Les Démocraties populaires étaient nées, mais leur régime n’était ni démocratique ni populaire. Ces États, dans l’instauration desquels la classe ouvrière n’avait joué aucun rôle, assuraient une continuité avec les régimes précédents, bourgeois et souvent dictatoriaux, même si, protégés autant que surveillés par la police politique de Staline, ils se prétendaient désormais socialistes.

Après la mort de Staline en mars 1953, la colère populaire et ouvrière explosa à Berlin-Est et, fin 1956, en Pologne, puis en Hongrie, où l’armée du Kremlin noya dans le sang la révolution ouvrière.

Les dirigeants polonais et hongrois en profitèrent pour évincer ceux qui apparaissaient le plus comme les hommes de Moscou et pour obtenir du grand frère russe qu’il leur laisse les coudées plus franches, en se faisant fort d’assurer ainsi la paix sociale. Mais en Tchécoslovaquie où, hormis la révolte ouvrière de mai 1953 à Plzen, le régime n’eut pas à affronter sa population, les choses semblaient figées. Et quand Gottwald, le Staline tchèque, suivit son modèle dans la tombe, on le remplaça par un de ses fidèles, Novotny.

Ce n’est qu’après un début d’agitation dans la jeunesse estudiantine, en 1967, que les choses commencèrent à bouger dans les sphères du pouvoir à Prague. Rendu responsable du marasme économique, Novotny fut écarté début 1968 au profit de dirigeants se voulant réformateurs.

Leur figure de proue, Alexander Dubcek, se disait partisan d’un « socialisme à visage humain ». En fait, ce bureaucrate blanchi sous le harnais de la dictature voulait, comme ses homologues est-européens, desserrer l’étau du contrôle qu’exerçait Moscou sur le pays et sur son appareil dirigeant.

Il s’appuya donc sur l’aspiration largement répandue à plus de liberté, en faisant valoir au Kremlin que son équipe avait la situation en main, qu’elle garantissait le rôle du parti et qu’elle n’allait pas rompre avec le Pacte de Varsovie, le bloc militaire formé autour de l’URSS.

On avait introduit des doses de marché dans l’économie, puis aboli la censure, des journaux dénonçaient le rôle du parti dit communiste dans les procès staliniens des années 1950 et bientôt des groupes contestaient son droit à diriger la société… Alors que tout le pays était en ébullition, Moscou y organisa des manœuvres militaires durant l’été afin d’intimider la population.

Sommés de réaffirmer leur attachement au « socialisme réel » brejnevien, Dubcek et son équipe plièrent devant la pression.
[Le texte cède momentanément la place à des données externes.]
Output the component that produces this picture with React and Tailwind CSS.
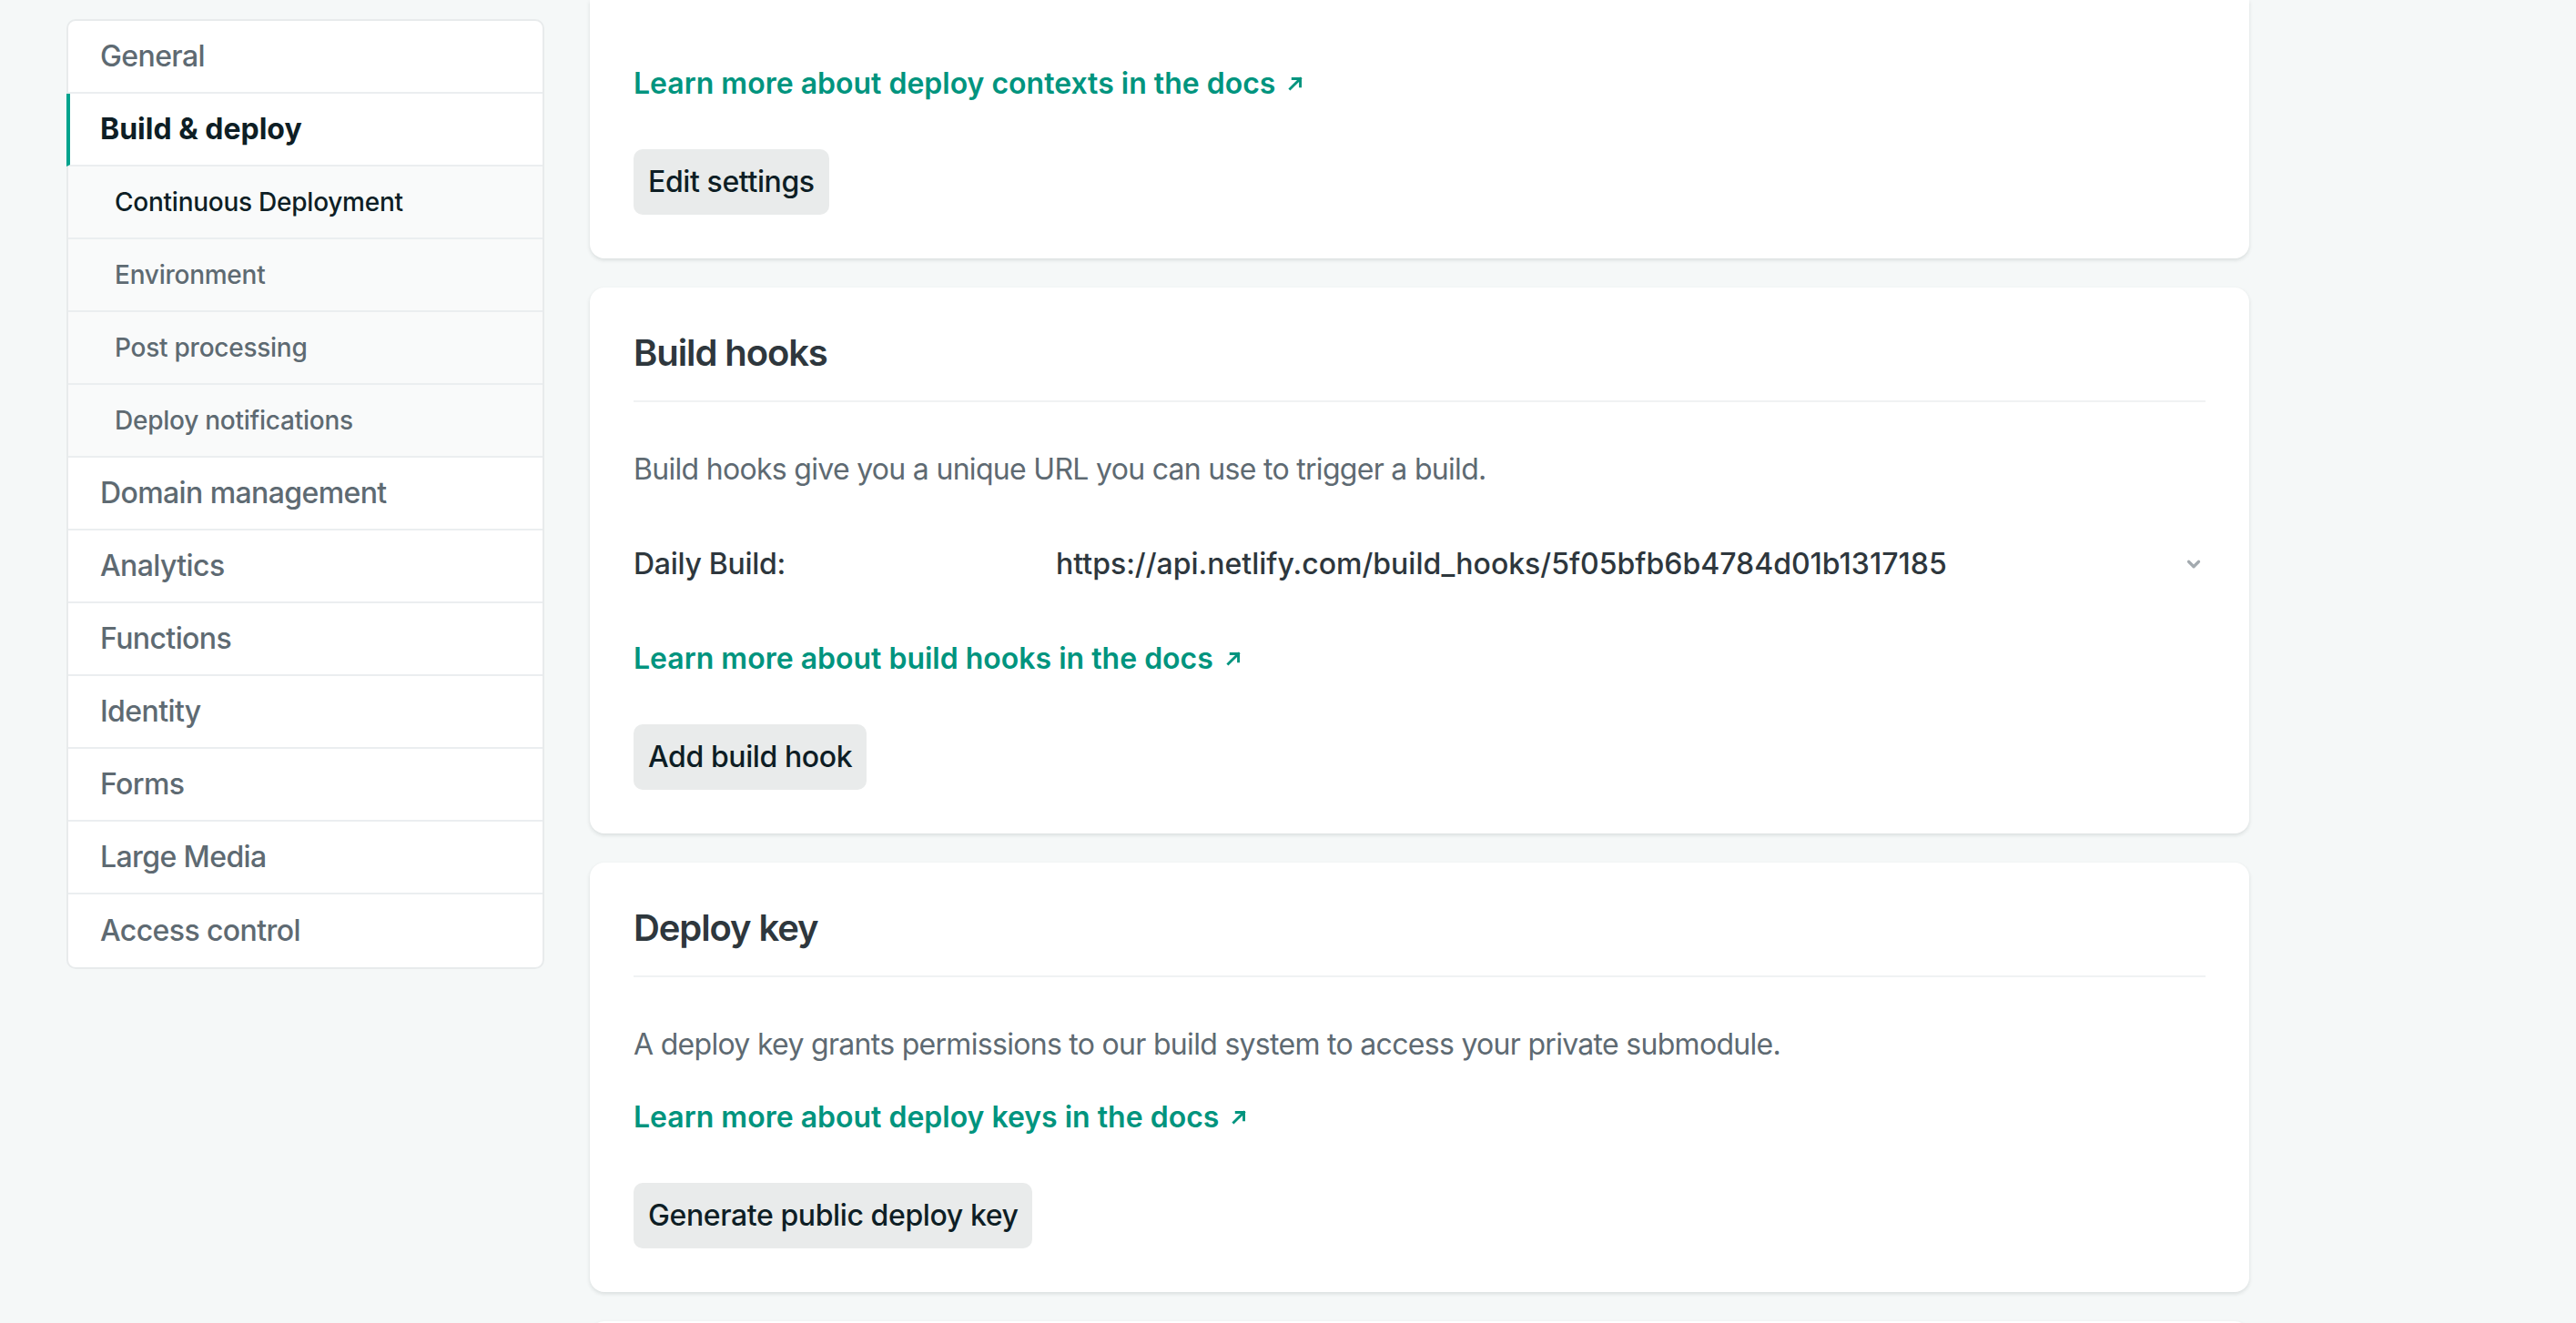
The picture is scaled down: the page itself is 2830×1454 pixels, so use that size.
import { ChevronDown } from 'lucide-react';

const navTop = ['General'];
const subItems = ['Continuous Deployment', 'Environment', 'Post processing', 'Deploy notifications'];
const navBottom = ['Domain management', 'Analytics', 'Functions', 'Identity', 'Forms', 'Large Media', 'Access control'];

function Arrow() {
  return (
    <svg width="20" height="20" viewBox="0 0 18 18" className="inline-block ml-[12px] -mt-[4px]" fill="none">
      <path d="M4 14L14 4M6.5 4H14V11.5" stroke="currentColor" strokeWidth="2.6" strokeLinecap="square" />
    </svg>
  );
}

function DocLink({ children, className = '' }) {
  return (
    <a className={`block text-[32px] leading-[48px] font-semibold text-[#00947e] ${className}`}>
      {children}
      <Arrow />
    </a>
  );
}

function Button({ children, className = '' }) {
  return (
    <button className={`h-[72px] px-[16px] rounded-[10px] bg-[#e9ebeb] text-[32px] font-medium tracking-[-0.4px] text-[#0e1e25] ${className}`}>
      {children}
    </button>
  );
}

function CardTitle({ children }) {
  return (
    <div className="pb-[28px] border-b-2 border-[#f0f2f3]">
      <h2 className="text-[40px] leading-[48px] font-semibold tracking-[-1.1px] text-[#2e373d]">{children}</h2>
    </div>
  );
}

export default function App() {
  return (
    <div className="h-[1454px] overflow-hidden bg-[#f5f8f8] font-['Inter',sans-serif] flex">
      {/* sidebar */}
      <aside className="ml-[73px] pt-[21px] w-[525px] shrink-0">
        <nav className="bg-white border-2 border-[#e8ebec] rounded-[10px]">
          {navTop.map((n) => (
            <div key={n} className="h-[80px] flex items-center pl-[35px] border-b-2 border-[#ebeef0] text-[32px] font-medium tracking-[-0.6px] text-[#5e6a72]">
              {n}
            </div>
          ))}
          <div className="h-[80px] flex items-center -ml-[2px] pl-[33px] border-l-4 border-l-[#00a38d] border-b-2 border-b-[#ebeef0] text-[32px] font-bold text-[#0e1e25]">
            Build &amp; deploy
          </div>
          {subItems.map((n, i) => (
            <div
              key={n}
              className={`h-[80px] flex items-center pl-[51px] bg-[#f9fafa] border-b-2 border-[#ebeef0] text-[28px] font-medium tracking-[-0.25px] ${
                i === 0 ? 'text-[#0e1e25]' : 'text-[#5e6a72]'
              }`}
            >
              {n}
            </div>
          ))}
          {navBottom.map((n, i) => (
            <div
              key={n}
              className={`h-[80px] flex items-center pl-[35px] text-[32px] font-medium tracking-[-0.6px] text-[#5e6a72] ${
                i === navBottom.length - 1 ? 'h-[78px]' : 'border-b-2 border-[#ebeef0]'
              }`}
            >
              {n}
            </div>
          ))}
        </nav>
      </aside>

      {/* main */}
      <main className="ml-[50px] w-[1823px] shrink-0 flex flex-col gap-[32px]">
        {/* deploy contexts (scrolled) */}
        <section className="bg-white rounded-b-[16px] shadow-[0_2px_4px_0_rgba(14,30,37,0.12)] px-[48px] pt-[68px] pb-[48px]">
          <DocLink>Learn more about deploy contexts in the docs</DocLink>
          <Button className="mt-[48px]">Edit settings</Button>
        </section>

        {/* build hooks */}
        <section className="bg-white rounded-[16px] shadow-[0_2px_4px_0_rgba(14,30,37,0.12)] p-[48px]">
          <CardTitle>Build hooks</CardTitle>
          <p className="mt-[50px] text-[32px] leading-[48px] tracking-[-0.7px] text-[#5e6a72]">
            Build hooks give you a unique URL you can use to trigger a build.
          </p>
          <div className="mt-[56px] flex items-center text-[32px] leading-[48px] font-medium text-[#2e373d]">
            <span className="w-[464px] shrink-0 tracking-[-0.3px]">Daily Build:</span>
            <span className="flex-1">https://api.netlify.com/build_hooks/5f05bfb6b4784d01b1317185</span>
            <ChevronDown size={22} strokeWidth={3.5} className="text-[#a3aaaf] mr-[2px]" />
          </div>
          <DocLink className="mt-[56px]">Learn more about build hooks in the docs</DocLink>
          <Button className="mt-[48px]">Add build hook</Button>
        </section>

        {/* deploy key */}
        <section className="bg-white rounded-[16px] shadow-[0_2px_4px_0_rgba(14,30,37,0.12)] p-[48px]">
          <CardTitle>Deploy key</CardTitle>
          <p className="mt-[50px] text-[32px] leading-[48px] tracking-[-0.7px] text-[#5e6a72]">
            A deploy key grants permissions to our build system to access your private submodule.
          </p>
          <DocLink className="mt-[32px]">Learn more about deploy keys in the docs</DocLink>
          <Button className="mt-[48px]">Generate public deploy key</Button>
        </section>

        {/* next card, mostly below the fold */}
        <section className="bg-white rounded-t-[16px] shadow-[0_2px_4px_0_rgba(14,30,37,0.12)] h-[400px] shrink-0" />
      </main>
    </div>
  );
}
Mais sans convaincre Moscou, ni les dirigeants des autres Démocraties populaires, inquiets que leur propre jeunesse n’imite celle de Prague.

Le 21 août, 6 000 tanks et 200 000 hommes du Pacte de Varsovie occupaient le pays. La direction dubcekienne dénonça l’intervention et appela à ne pas résister. Il y eut des morts, des grèves ici et là, mais la population ne pouvait que serrer les poings et refuser toute aide aux envahisseurs.
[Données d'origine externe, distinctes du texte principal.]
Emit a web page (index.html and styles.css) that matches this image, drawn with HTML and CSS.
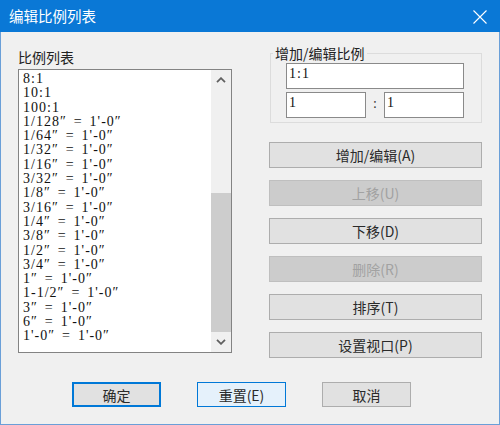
FILE: index.html
```html
<!DOCTYPE html>
<html lang="zh-CN">
<head>
<meta charset="utf-8">
<title>编辑比例列表</title>
<link rel="stylesheet" href="styles.css">
</head>
<body>
<div class="window">
  <div class="titlebar">
    <span class="title">编辑比例列表</span>
    <svg class="close" width="14" height="14" viewBox="0 0 14 14" aria-label="关闭">
      <path d="M0.5 0.5 L13.5 13.5 M13.5 0.5 L0.5 13.5" stroke="#ffffff" stroke-width="1.1" fill="none"/>
    </svg>
  </div>
  <div class="client">
    <div class="main">
      <div class="left">
        <div class="label">比例列表</div>
        <div class="listbox">
          <div class="items">
            <div class="item">8:1</div>
            <div class="item">10:1</div>
            <div class="item">100:1</div>
            <div class="item">1/128″ = 1'-0″</div>
            <div class="item">1/64″ = 1'-0″</div>
            <div class="item">1/32″ = 1'-0″</div>
            <div class="item">1/16″ = 1'-0″</div>
            <div class="item">3/32″ = 1'-0″</div>
            <div class="item">1/8″ = 1'-0″</div>
            <div class="item">3/16″ = 1'-0″</div>
            <div class="item">1/4″ = 1'-0″</div>
            <div class="item">3/8″ = 1'-0″</div>
            <div class="item">1/2″ = 1'-0″</div>
            <div class="item">3/4″ = 1'-0″</div>
            <div class="item">1″ = 1'-0″</div>
            <div class="item">1-1/2″ = 1'-0″</div>
            <div class="item">3″ = 1'-0″</div>
            <div class="item">6″ = 1'-0″</div>
            <div class="item">1'-0″ = 1'-0″</div>
          </div>
          <div class="vscroll">
            <div class="arrow">
              <svg width="10" height="6" viewBox="0 0 10 6"><polyline points="1,5.2 5,1.2 9,5.2" fill="none" stroke="#606060" stroke-width="1.8"/></svg>
            </div>
            <div class="track"><div class="thumb"></div></div>
            <div class="arrow">
              <svg width="10" height="6" viewBox="0 0 10 6"><polyline points="1,0.8 5,4.8 9,0.8" fill="none" stroke="#606060" stroke-width="1.8"/></svg>
            </div>
          </div>
        </div>
      </div>
      <div class="right">
        <fieldset class="group">
          <legend class="legend">增加/编辑比例</legend>
          <div class="group-body">
            <div class="edit">1:1</div>
            <div class="ratio">
              <div class="edit small">1</div>
              <span class="colon">:</span>
              <div class="edit small">1</div>
            </div>
          </div>
        </fieldset>
        <div class="actions">
          <button class="btn">增加/编辑(A)</button>
          <button class="btn" disabled>上移(U)</button>
          <button class="btn">下移(D)</button>
          <button class="btn" disabled>删除(R)</button>
          <button class="btn">排序(T)</button>
          <button class="btn">设置视口(P)</button>
        </div>
      </div>
    </div>
    <div class="footer">
      <button class="btn dlg default">确定</button>
      <button class="btn dlg hot">重置(E)</button>
      <button class="btn dlg">取消</button>
    </div>
  </div>
</div>
</body>
</html>
```

FILE: styles.css
```css
* {
  box-sizing: border-box;
}

html, body {
  margin: 0;
  padding: 0;
  background: #f0f0f0;
}

.window {
  width: 500px;
  height: 425px;
  display: flex;
  flex-direction: column;
  font-family: "Noto Sans CJK SC", "Noto Sans", sans-serif;
  font-size: 14px;
  color: #222222;
}

.titlebar {
  height: 32px;
  flex: none;
  background: #0a78d6;
  display: flex;
  align-items: center;
  justify-content: space-between;
  padding: 0 13px 0 9px;
}

.title {
  color: #ffffff;
  font-size: 14.5px;
  line-height: 32px;
}

.close {
  display: block;
  margin-top: 1px;
}

.client {
  flex: 1;
  background: #f0f0f0;
  border: 1px solid #6a9fd8;
  border-top: none;
  display: flex;
  flex-direction: column;
}

.main {
  display: flex;
  align-items: flex-start;
  padding: 13px 0 0 17px;
}

.left {
  width: 214px;
  padding-top: 4px;
}

.label {
  line-height: 17px;
  height: 17px;
  color: #222222;
}

.listbox {
  margin-top: 3px;
  height: 284px;
  border: 1px solid #838383;
  background: #ffffff;
  display: flex;
}

.items {
  flex: 1;
  padding: 2px 0 0 4px;
  font-family: "Liberation Serif", "Noto Sans CJK SC", serif;
  font-size: 14px;
  line-height: 14.3px;
  letter-spacing: 1px;
  word-spacing: 2.5px;
  color: #111111;
  overflow: hidden;
}

.item {
  white-space: pre;
  height: 14.3px;
}

.vscroll {
  width: 20px;
  flex: none;
  background: #f0f0f0;
  display: flex;
  flex-direction: column;
}

.arrow {
  height: 20px;
  flex: none;
  display: flex;
  align-items: center;
  justify-content: center;
}

.arrow svg {
  display: block;
}

.track {
  flex: 1;
  display: flex;
  flex-direction: column;
  justify-content: flex-end;
}

.thumb {
  height: 139px;
  background: #cdcdcd;
}

.right {
  width: 213px;
  margin-left: 37px;
}

.group {
  margin: 0 0 0 1px;
  width: 212px;
  padding: 0;
  border: 1px solid #dcdcdc;
  min-width: 0;
}

.legend {
  margin-left: 2px;
  padding: 0 2px;
  line-height: 17px;
  color: #222222;
}

.group-body {
  padding: 1px 17px 4px 15px;
}

.edit {
  height: 26px;
  border: 1px solid #8a8a8a;
  background: #ffffff;
  padding: 3px 2px 0 2px;
  font-family: "Liberation Serif", "Noto Sans CJK SC", serif;
  font-size: 14px;
  line-height: 14.2px;
  letter-spacing: 1px;
  color: #111111;
}

.ratio {
  margin-top: 3px;
  display: flex;
}

.edit.small {
  width: 80px;
}

.colon {
  width: 18px;
  text-align: center;
  padding-top: 5px;
  font-family: "Liberation Serif", serif;
  font-size: 14px;
  line-height: 14px;
  color: #333333;
}

.actions {
  margin-top: 19px;
  display: flex;
  flex-direction: column;
  gap: 12px;
}

.btn {
  height: 26px;
  margin: 0;
  padding: 0;
  border: 1px solid #adadad;
  background: #e1e1e1;
  font-family: "Noto Sans CJK SC", "Noto Sans", sans-serif;
  font-size: 14px;
  line-height: 22px;
  color: #2a2a2a;
  text-align: center;
}

.btn:disabled {
  background: #cccccc;
  border-color: #bfbfbf;
  color: #a2a2a2;
}

.footer {
  margin-top: 24px;
  padding-left: 71px;
  display: flex;
  gap: 36px;
}

.btn.dlg {
  width: 89px;
  height: 25px;
}

.btn.default {
  border: 2px solid #0078d7;
}

.btn.hot {
  background: #e5f1fb;
  border: 1px solid #0078d7;
}
```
Dubcek fut emmené en URSS. Libéré peu après, il resta à la tête du PC le temps de couvrir de son autorité la reprise en main du pays et d’approuver son occupation « temporaire ». Après quoi il fut démis en avril 1969 et remplacé par Gustav Husak, un membre de son équipe : celle qui avait lancé quelques réformes et qui allait les annuler durant la « normalisation ». Une chape de plomb s’abattit pour vingt ans sur la population.

Les puissances occidentales protestèrent, pour la forme. Englués dans leur sale guerre du Vietnam, les États-Unis préféraient laisser le Kremlin ramener l’ordre dans sa zone d’influence. D’autant que les méfaits des bureaucrates russes confortaient les illusions des populations de l’Est sur l’Occident capitaliste et sa prétendue liberté.